Is Phrase your favorite TMS? In this tutorial, you’ll learn how to import a complex JSON file in Phrase TMS with our instructor Carlos.
Carlos García Gómez
Hey everyone, and welcome to a new chapter of these video series. Today we’re going to start off with a new tool that many of you have been requesting, which is Phrase TMS. So, let’s get started. Alright, so we’re going to start off by creating the project in phrase TMS. And then we’re going to have a look at the JSON file that we’re going to work with, and that we’re going to prepare in this video. So, here in phrase TMS, let’s click on New Project. And when creating a new project, you will see a lot of fields, but we’re not going to use all of them here, I’m not going to explain all of these here, I’m just going to go straight to the point. So when we create a project, we basically need to specify a name. So let’s say for example, phrase TMS tutorial, a source language. So in this case, I’m gonna say en us, for English, United States, a target language, my case, es es for Spanish of Spain. And then that it at least for the required fields, something that I also like to do is to disable the machine translation engine is to disable the MT engine, which is enabled by default. Okay, at least for this test.

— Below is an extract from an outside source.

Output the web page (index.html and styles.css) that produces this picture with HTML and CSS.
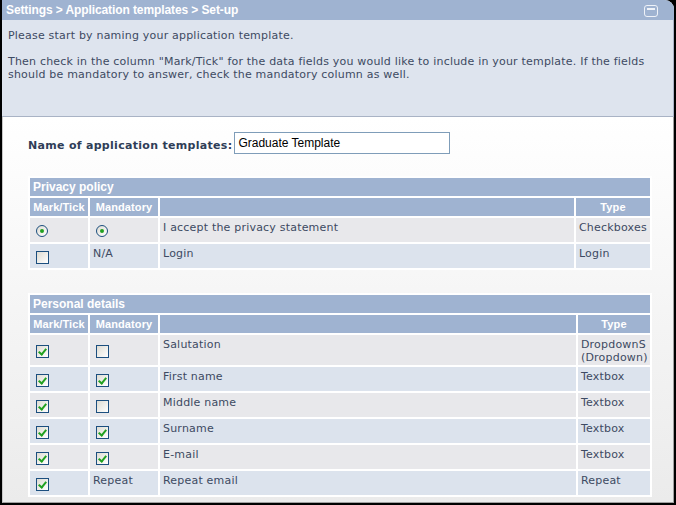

And also for the completed filename and export path. We’re not going to see these in this tutorial, but later on in future tutorials for praise TMS, we’re going to see the result. So by default, we have that the exported files are going to be named with the original file name, then a hash, then the source language, the target language, the workflow and the status. So I would like to simplify this part. And I would use like to keep the file name, then an underscore, and then use the target language, I’m going to remove all of the other fields. So if we are preparing messages dot json file, the exported file is going to be named like messages underscore, E, S, E, S, or Spanish of Spain, dot JSON. Okay, that’s just more simplified, we can click on Create Project.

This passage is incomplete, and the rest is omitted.